Al-Maliki also was to meet later in his trip with Iranian supreme leader
Ayatollah Ali Khamenei.

The visit comes at a time when the U.S. military is increasing its
accusations that Iran is fueling Iraq's violence. Lt. Gen. Raymond
Odierno, the U.S. second-in-command, said Sunday that Iranian-armed
Shiite militiamen were behind 73 percent of the attacks that killed and
wounded U.S. troops in Baghdad in July, nearly double the figure six
months earlier.

Iran has denied arming or financing Shiite militias. Al-Maliki's
government has said only that it does not "rule out" Iranian involvement.

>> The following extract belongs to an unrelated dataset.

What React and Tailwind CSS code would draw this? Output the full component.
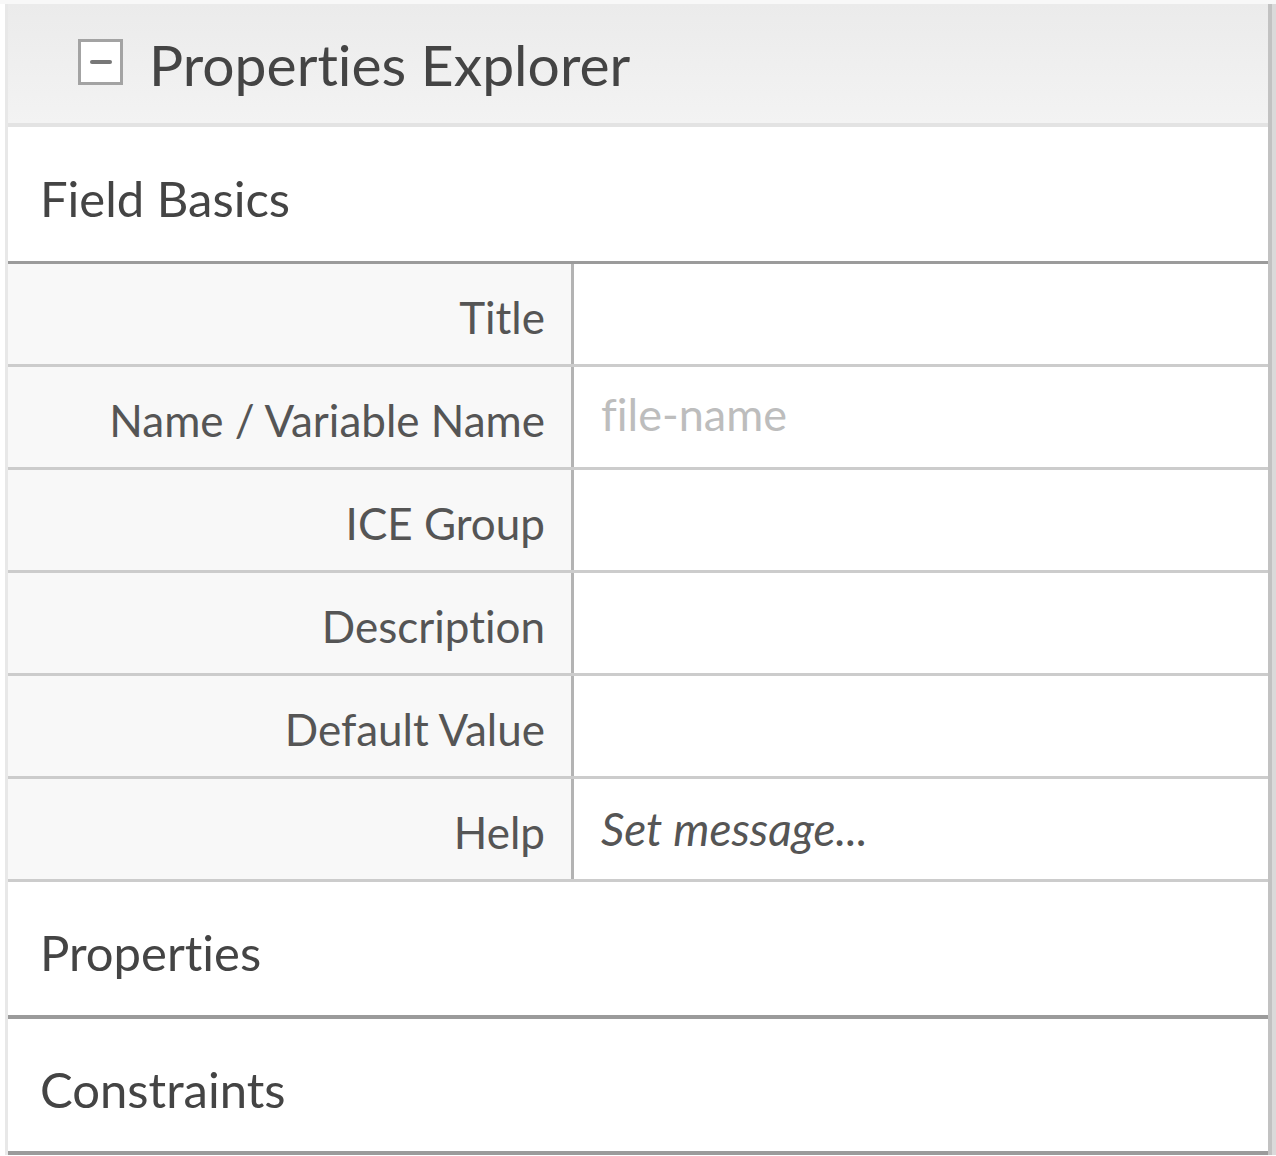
import { useState } from "react"

const rows = [
    { label: "Title", value: "" },
    { label: "Name / Variable Name", value: "", placeholder: "file-name" },
    { label: "ICE Group", value: "" },
    { label: "Description", value: "" },
    { label: "Default Value", value: "" },
    { label: "Help", value: "", hint: "Set message..." },
]

export default function App() {
    const [values, setValues] = useState(rows.map(r => r.value))

    return (
        <div className="w-[1276px] h-[1156px] bg-white font-['Lato',sans-serif] [font-variant-ligatures:none] overflow-hidden">
            <div className="h-[4px] bg-[#f8f8f8]" />
            <div className="flex pl-[5px]">
                <div className="flex-1 flex flex-col border-l-[3px] border-[#e8e8e8]">
                    {/* Header */}
                    <div className="h-[123px] flex items-center pl-[70px] bg-gradient-to-b from-[#ebebeb] to-[#f3f3f3] border-b-[4px] border-[#e3e3e3]">
                        <button className="w-[45px] h-[46px] -mt-[4px] border-[3px] border-[#a3a3a3] bg-white flex items-center justify-center">
                            <span className="block w-[22px] h-[4px] bg-[#777] rounded-sm" />
                        </button>
                        <h1 className="ml-[26px] text-[57px] text-[#444] leading-none pt-[2px]">Properties Explorer</h1>
                    </div>

                    {/* Field Basics */}
                    <div className="h-[137px] flex items-center pl-[32px] pt-[8px] bg-white border-b-[3px] border-[#9b9b9b]">
                        <h2 className="text-[49px] text-[#444] leading-none">Field Basics</h2>
                    </div>

                    <div className="flex flex-col">
                        {rows.map((row, i) => (
                            <div key={row.label} className="h-[103px] flex border-b-[3px] border-[#cccccc]">
                                <div className="w-[566px] shrink-0 bg-[#f8f8f8] flex items-center justify-end pr-[26px] border-r-[3px] border-[#b3b3b3]">
                                    <span className="text-[44px] text-[#555] leading-none pt-[6px]">{row.label}</span>
                                </div>
                                <div className="flex-1 bg-white flex items-center pl-[27px]">
                                    {row.hint ? (
                                        <span className="text-[46px] italic text-[#555] leading-none">{row.hint}</span>
                                    ) : (
                                        <input
                                            value={values[i]}
                                            placeholder={row.placeholder || ""}
                                            onChange={e => setValues(values.map((v, j) => j === i ? e.target.value : v))}
                                            className="w-full bg-transparent outline-none text-[45px] text-[#555] placeholder:text-[#bdbdbd] leading-none pb-[6px] [font-variant-ligatures:none]"
                                        />
                                    )}
                                </div>
                            </div>
                        ))}
                    </div>

                    {/* Collapsed sections */}
                    <div className="h-[137px] flex items-center pl-[32px] pt-[8px] bg-white border-b-[4px] border-[#9b9b9b]">
                        <h2 className="text-[49px] text-[#444] leading-none">Properties</h2>
                    </div>
                    <div className="h-[136px] flex items-center pl-[32px] pt-[8px] bg-white border-b-[4px] border-[#9b9b9b]">
                        <h2 className="text-[49px] text-[#444] leading-none">Constraints</h2>
                    </div>
                </div>
                <div className="w-[4px] bg-[#c2c2c2]" />
                <div className="w-[4px] bg-[#dadada]" />
            </div>
        </div>
    )
}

During his visit, al-Maliki met with Iranian Vice President Parviz
Davoodi and "asked Iran for real security cooperation," an al-Maliki aide
said, speaking on condition of anonymity because he wasn't authorized to
speak to the media.

Davoodi told al-Maliki that "Iran has been always paying attention to
providing and improving security in Iraq," according to the Iranian state
news agency IRNA.

Davoodi also promised Tehran's "support for a strong and cohesive
coalition" government in Iraq, as well as backing for al-Maliki
personally, the al-Maliki aide said. But such Iranian backing would
likely only further alienate Iraq's Sunni Arab politicians.

Sunni Arab parties have fled al-Maliki's coalition in recent days -
either dropping out of the government or boycotting his Cabinet - in a
blow to U.S. efforts to get them to work together on political reform.

Iraq's Sunni Arab minority are also deeply suspicious of the Shiite and
Kurdish leadership's close ties with Iran - as are mainly Sunni Arab
governments in the region.

In Syria, meanwhile, officials from Iraq and its neighbors, including
Iran, held a conference Wednesday on improving Iraq's security. Iraq's
Deputy Foreign Minister Labib Abbawi pressed countries to do more to stop
the infiltration of fighters and weapons over their borders into Iraq.

Syria has been the target of frequent complaints from the U.S. and Iraq
that it is not doing enough to stop fighters and weapons from reaching
Iraq. The al-Maliki aide said the Iraqi prime minister was hoping to
visit Syria in the coming days for security talks.